Extract, in full, the lines below, beginning at the first and ending with the line that contains "</style></head><body>". Pictures do not belong in the copy.

────────────────

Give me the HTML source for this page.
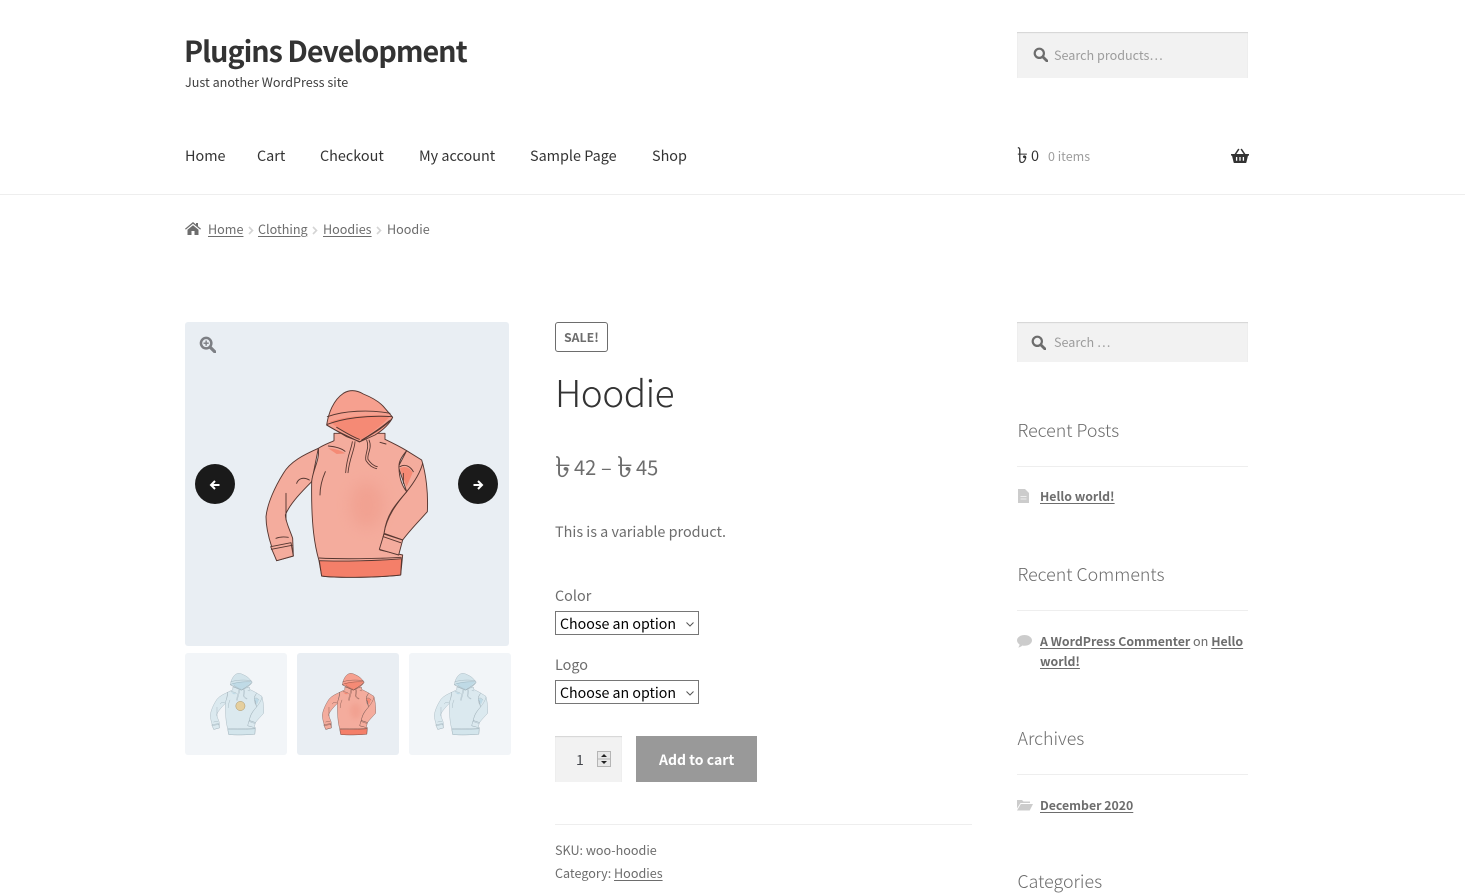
<!DOCTYPE html>
<html lang="en"><head><meta charset="utf-8"><title>Hoodie – Plugins Development</title>
<style>
html,body{margin:0;padding:0;background:#fff}
body{position:relative;width:1465px;height:887px;overflow:hidden;font-family:"Noto Sans CJK SC","Liberation Sans",sans-serif;color:#6d6d6d}
.t{position:absolute;white-space:nowrap;line-height:20px}
a{color:inherit;text-decoration:underline;text-underline-offset:2px}
.n{font-size:14.4px;color:#333;top:146px}
.h{font-size:17.8px;font-weight:300;color:#6d6d6d;left:1017.5px}
.b{font-size:12.3px;font-weight:700}
.r{font-size:12.6px}
.hr{position:absolute;height:1px;background:#eee}
.s{position:absolute;background:#f2f2f2;box-shadow:inset 0 1px 1px rgba(0,0,0,.125)}
.ic{position:absolute;display:block}
select{position:absolute;left:555px;width:144px;height:24px;font:14.2px "Noto Sans CJK SC","Liberation Sans",sans-serif;color:#000;background:#fff;border:1px solid #767676;border-radius:0;padding:2px 0 0 4px;line-height:20px;appearance:none;-webkit-appearance:none}
.thumb{position:absolute;top:653px;width:102px;height:102px;border-radius:3px;background:#e9eef3;overflow:hidden}
.thumb svg{position:absolute;left:-3.4px;top:-3px}
.pale{background:#f2f5f8;--b:#dbe9ef;--h:#d3e4eb;--d:#d3e5ec;--i:#bfdae6;--l:#8b9fa8;--m:transparent}
.coral{--b:#f4ac9d;--h:#f6a08f;--d:#f47f69;--i:#f58a75;--l:#553630;--m:#ee9584}
</style></head><body>

<svg width="0" height="0" style="position:absolute">
<defs>
<filter id="soft" x="-50%" y="-50%" width="200%" height="200%"><feGaussianBlur stdDeviation="22"/></filter>
<g id="hoodie" stroke="var(--l)" stroke-width="2.8" stroke-linejoin="round" stroke-linecap="round">
<path fill="var(--b)" d="M415 385C370 405 330 425 310 460C285 500 262 550 258 590C258 620 265 650 275 680L290 722L340 708L338 655C330 630 318 610 316 585C330 550 370 510 395 485Z"/>
<path fill="var(--b)" d="M680 392L725 420C738 460 745 520 742 575C720 600 690 630 668 660L612 640C620 590 650 550 680 515L655 440Z"/>
<path fill="var(--b)" d="M415 385C430 375 450 368 462 362V340H615V358C640 370 660 380 680 392C665 410 655 425 657 445C658 475 668 500 680 515C650 550 620 580 612 640L600 690L668 705L662 765C600 772 480 775 425 768L417 722C405 680 393 620 395 485C398 450 420 420 415 385Z"/>
<ellipse cx="560" cy="555" rx="50" ry="70" fill="var(--m)" stroke="none" opacity=".45" filter="url(#soft)"/>
<path fill="var(--d)" d="M418 722C480 725 600 722 665 716L662 765C600 772 480 775 425 768Z"/>
<path fill="none" d="M418 714C480 718 600 716 664 712"/>
<path fill="var(--i)" stroke="none" d="M445 385C465 385 485 392 495 400L470 402ZM660 445C675 435 692 445 698 458L680 500C672 480 665 460 660 445Z"/>
<path fill="none" d="M680 515C700 490 720 460 728 430M445 378C465 380 485 385 495 394M600 367L618 372M350 490C355 475 370 470 388 480M660 440C675 430 692 440 700 455M670 460L670 490M436 455C425 480 420 505 420 525M318 520L318 600M288 655C300 650 312 650 325 652"/>
<path fill="var(--h)" d="M440 315C445 280 460 240 490 220C510 208 530 210 550 222C575 232 600 245 615 265L638 292C630 310 610 330 585 345L540 365L500 350Z"/>
<path fill="var(--i)" stroke="none" d="M450 305C490 290 560 282 630 288C612 310 585 332 540 360C510 346 475 328 450 305Z"/>
<path fill="none" d="M442 290C490 272 570 268 630 280M442 313C490 295 560 285 636 290M440 315C470 335 510 350 538 366C570 345 610 325 636 296M470 322C500 340 520 352 538 358M545 360C575 342 605 322 628 302"/>
<path fill="none" stroke-width="2.600" d="M517 365C515 385 500 410 497 458M525 365C524 390 508 415 504 458M560 360C570 385 552 405 558 422C566 434 578 444 590 446M567 360C578 385 560 402 564 418C572 430 582 438 592 440"/>
<path fill="var(--b)" d="M272 680L333 668L340 708L290 722Z"/>
<path fill="none" d="M274 688L336 676"/>
<path fill="var(--b)" d="M612 642L668 660L656 705L598 688Z"/>
<path fill="none" d="M610 650L662 668"/>
</g>
<g id="mag" fill="none" stroke="currentColor"><circle cx="6.3" cy="6.3" r="4.6" stroke-width="2.2"/><path d="M10 10l4 4" stroke-width="2.8" stroke-linecap="round"/></g>
<path id="sep" d="M1 1l3.500 3.500L1 8" fill="none" stroke="#d4d4d4" stroke-width="1.600"/>
<path id="chev" d="M.5 .5L4 4l3.500-3.500" fill="none" stroke="#555" stroke-width="1"/>
</defs>
</svg>

<div class="t" style="left:184px;top:38px;font-size:28.7px;font-weight:700;color:#333;letter-spacing:-1px;line-height:26px">Plugins Development</div>
<div class="t" style="left:185px;top:72px;font-size:12.6px;color:#404040">Just another WordPress site</div>

<div class="s" style="left:1017px;top:32px;width:231px;height:46px"></div>
<svg class="ic" style="left:1033px;top:47px;color:#6d6d6d" width="15" height="15" viewBox="0 0 15 15"><use href="#mag"/></svg>
<div class="t" style="left:1054px;top:45px;font-size:12.6px;color:#9d9d9d">Search products…</div>

<div class="t n" style="left:185px">Home</div>
<div class="t n" style="left:257px">Cart</div>
<div class="t n" style="left:320px">Checkout</div>
<div class="t n" style="left:419px">My account</div>
<div class="t n" style="left:530px">Sample Page</div>
<div class="t n" style="left:652px">Shop</div>

<div class="t" style="left:1017px;top:144px;font-size:22px;color:#333">৳</div>
<div class="t" style="left:1031px;top:146px;font-size:14.4px;color:#333">0</div>
<div class="t" style="left:1048px;top:146px;font-size:12.5px;color:#9d9d9d">0 items</div>
<svg class="ic" style="left:1231px;top:148px" width="18" height="15" viewBox="0 0 18 15"><path fill="#333" d="M0 6h3.600L7.200.6l1.300.8L5.400 6h7.200L9.500 1.400l1.300-.8L14.400 6H18v1.600h-1L15.400 14.400a.8.8 0 0 1-.8.6H3.400a.8.8 0 0 1-.8-.6L1 7.600H0z"/><path stroke="#fff" stroke-width="1.300" d="M5.600 9v3.800M9 9v3.800M12.400 9v3.800"/></svg>

<div class="hr" style="left:0;top:194px;width:1465px"></div>

<svg class="ic" style="left:185px;top:222px" width="16" height="13" viewBox="0 0 16 13"><path fill="#6d6d6d" d="M8 0l3 2.500V1h2v3.200L16 6.700l-.8.900L8 1.700.8 7.600 0 6.700zM2.500 7.800L8 3.200l5.500 4.600V13H9.500V9h-3v4h-4z"/></svg>
<div class="t" style="left:208px;top:219px;font-size:12.6px"><a>Home</a></div>
<svg class="ic" style="left:248px;top:226px" width="6" height="9"><use href="#sep"/></svg>
<div class="t" style="left:258px;top:219px;font-size:12.6px"><a>Clothing</a></div>
<svg class="ic" style="left:312px;top:226px" width="6" height="9"><use href="#sep"/></svg>
<div class="t" style="left:323px;top:219px;font-size:12.6px"><a>Hoodies</a></div>
<svg class="ic" style="left:376px;top:226px" width="6" height="9"><use href="#sep"/></svg>
<div class="t" style="left:387px;top:219px;font-size:12.6px">Hoodie</div>

<div style="position:absolute;left:185px;top:322px;width:324px;height:324px;background:#e9eef3;border-radius:3px"></div>
<svg class="ic coral" style="left:180px;top:320px" width="335" height="330" viewBox="0 0 1005 990"><use href="#hoodie"/></svg>
<svg class="ic" style="left:199px;top:336px;color:#7d7f84" width="17" height="17" viewBox="0 0 15 15"><use href="#mag"/><path d="M4 6.300h4.600M6.300 4v4.600" stroke="#7d7f84" stroke-width="1.200"/></svg>
<div style="position:absolute;left:195px;top:464px;width:40px;height:40px;border-radius:50%;background:#1a1a1a"></div>
<svg class="ic" style="left:209px;top:479px" width="12" height="12" viewBox="0 0 12 12"><path d="M10.500 6H2M6 2L2 6l4 4" fill="none" stroke="#fff" stroke-width="2"/></svg>
<div style="position:absolute;left:458px;top:464px;width:40px;height:40px;border-radius:50%;background:#1a1a1a"></div>
<svg class="ic" style="left:472px;top:479px" width="12" height="12" viewBox="0 0 12 12"><path d="M1.500 6H10M6 2l4 4-4 4" fill="none" stroke="#fff" stroke-width="2"/></svg>

<div class="thumb pale" style="left:185px"><svg width="110" height="110" viewBox="0 0 1000 1000"><use href="#hoodie"/><circle cx="531" cy="509" r="42" fill="#e5cf9e" stroke="#a08a5a" stroke-width="4"/></svg></div>
<div class="thumb coral" style="left:297px"><svg width="110" height="110" viewBox="0 0 1000 1000"><use href="#hoodie"/></svg></div>
<div class="thumb pale" style="left:409px"><svg width="110" height="110" viewBox="0 0 1000 1000"><use href="#hoodie"/></svg></div>

<div style="position:absolute;left:555px;top:322px;width:51px;height:28px;border:1px solid #6d6d6d;border-radius:3px"></div>
<div class="t" style="left:564px;top:327px;font-size:12.3px;font-weight:700">SALE!</div>
<div class="t" style="left:555px;top:377px;font-size:37px;font-weight:300;color:#333;line-height:28px;letter-spacing:-.5px">Hoodie</div>
<div class="t" style="left:555px;top:455px;font-size:29px;transform:scaleX(1.1);transform-origin:0 50%">৳</div>
<div class="t" style="left:574px;top:457px;font-size:20px">42</div>
<div class="t" style="left:601px;top:457px;font-size:20px">–</div>
<div class="t" style="left:617px;top:455px;font-size:29px;transform:scaleX(1.1);transform-origin:0 50%">৳</div>
<div class="t" style="left:636px;top:457px;font-size:20px">45</div>
<div class="t" style="left:555px;top:522px;font-size:14.4px">This is a variable product.</div>

<div class="t" style="left:555px;top:586px;font-size:14.4px">Color</div>
<select style="top:611px"><option>Choose an option</option></select>
<svg class="ic" style="left:686px;top:622px" width="8" height="5"><use href="#chev"/></svg>
<div class="t" style="left:555px;top:655px;font-size:14.4px">Logo</div>
<select style="top:680px"><option>Choose an option</option></select>
<svg class="ic" style="left:686px;top:691px" width="8" height="5"><use href="#chev"/></svg>

<div class="s" style="left:555px;top:736px;width:67px;height:46px"></div>
<div class="t" style="left:576px;top:750px;font-size:14px;color:#43454b">1</div>
<svg class="ic" style="left:597px;top:751px" width="14" height="16" viewBox="0 0 14 16"><rect x=".5" y=".5" width="13" height="15" fill="#e8e8e8" stroke="#b5b5b5"/><path d="M.5 8h13" stroke="#b5b5b5"/><path d="M7 3l3 3H4zM7 13l3-3H4z" fill="#222"/></svg>
<div style="position:absolute;left:636px;top:736px;width:121px;height:46px;background:#999"></div>
<div class="t" style="left:659px;top:750px;font-size:14px;font-weight:700;color:#fff">Add to cart</div>

<div class="hr" style="left:555px;top:824px;width:417px"></div>
<div class="t" style="left:555px;top:840px;font-size:12.6px">SKU: woo-hoodie</div>
<div class="t" style="left:555px;top:863px;font-size:12.6px">Category: <a style="font-weight:400">Hoodies</a></div>

<div class="s" style="left:1017px;top:322px;width:231px;height:40px"></div>
<svg class="ic" style="left:1031px;top:335px;color:#6d6d6d" width="15" height="15" viewBox="0 0 15 15"><use href="#mag"/></svg>
<div class="t" style="left:1054px;top:332px;font-size:12.6px;color:#9d9d9d">Search …</div>

<div class="t h" style="top:420px">Recent Posts</div>
<div class="hr" style="left:1017px;top:466px;width:231px"></div>
<svg class="ic" style="left:1018px;top:489px" width="11" height="14" viewBox="0 0 11 14"><path fill="#ccc" d="M0 0h7l4 4v10H0z"/><path d="M2.500 7.500h6M2.500 10h6" stroke="#eee"/></svg>
<div class="t b" style="left:1040px;top:486px"><a>Hello world!</a></div>

<div class="t h" style="top:564px">Recent Comments</div>
<div class="hr" style="left:1017px;top:610px;width:231px"></div>
<svg class="ic" style="left:1017px;top:635px" width="15" height="13" viewBox="0 0 15 13"><path fill="#ccc" d="M7.500 0C11.600 0 15 2.400 15 5.400S11.600 10.800 7.500 10.800c-.8 0-1.500-.1-2.200-.3C4.300 11.500 3 12.200 1.200 12.500c.8-.9 1.300-1.900 1.400-3C1 8.500 0 7 0 5.400 0 2.400 3.400 0 7.500 0z"/></svg>
<div class="t r" style="left:1040px;top:631px"><a class="b">A WordPress Commenter</a> on <a class="b">Hello</a></div>
<div class="t b" style="left:1040px;top:651px"><a>world!</a></div>

<div class="t h" style="top:728px">Archives</div>
<div class="hr" style="left:1017px;top:774px;width:231px"></div>
<svg class="ic" style="left:1017px;top:799px" width="16" height="12" viewBox="0 0 16 12"><path fill="#ccc" d="M0 1h5l1.500 1.500H13V4H3.500L0 9.500zM3.800 5H16l-3.300 6.500H0z"/></svg>
<div class="t b" style="left:1040px;top:795px"><a>December 2020</a></div>

<div class="t h" style="top:871px">Categories</div>
</body></html>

────────────────

▸ The solution
Give me the HTML source for this page.
<!DOCTYPE html>
<html lang="en"><head><meta charset="utf-8"><title>Hoodie – Plugins Development</title>
<style>
html,body{margin:0;padding:0;background:#fff}
body{position:relative;width:1465px;height:887px;overflow:hidden;font-family:"Noto Sans CJK SC","Liberation Sans",sans-serif;color:#6d6d6d}
.t{position:absolute;white-space:nowrap;line-height:20px}
a{color:inherit;text-decoration:underline;text-underline-offset:2px}
.n{font-size:14.4px;color:#333;top:146px}
.h{font-size:17.8px;font-weight:300;color:#6d6d6d;left:1017.5px}
.b{font-size:12.3px;font-weight:700}
.r{font-size:12.6px}
.hr{position:absolute;height:1px;background:#eee}
.s{position:absolute;background:#f2f2f2;box-shadow:inset 0 1px 1px rgba(0,0,0,.125)}
.ic{position:absolute;display:block}
select{position:absolute;left:555px;width:144px;height:24px;font:14.2px "Noto Sans CJK SC","Liberation Sans",sans-serif;color:#000;background:#fff;border:1px solid #767676;border-radius:0;padding:2px 0 0 4px;line-height:20px;appearance:none;-webkit-appearance:none}
.thumb{position:absolute;top:653px;width:102px;height:102px;border-radius:3px;background:#e9eef3;overflow:hidden}
.thumb svg{position:absolute;left:-3.4px;top:-3px}
.pale{background:#f2f5f8;--b:#dbe9ef;--h:#d3e4eb;--d:#d3e5ec;--i:#bfdae6;--l:#8b9fa8;--m:transparent}
.coral{--b:#f4ac9d;--h:#f6a08f;--d:#f47f69;--i:#f58a75;--l:#553630;--m:#ee9584}
</style></head><body>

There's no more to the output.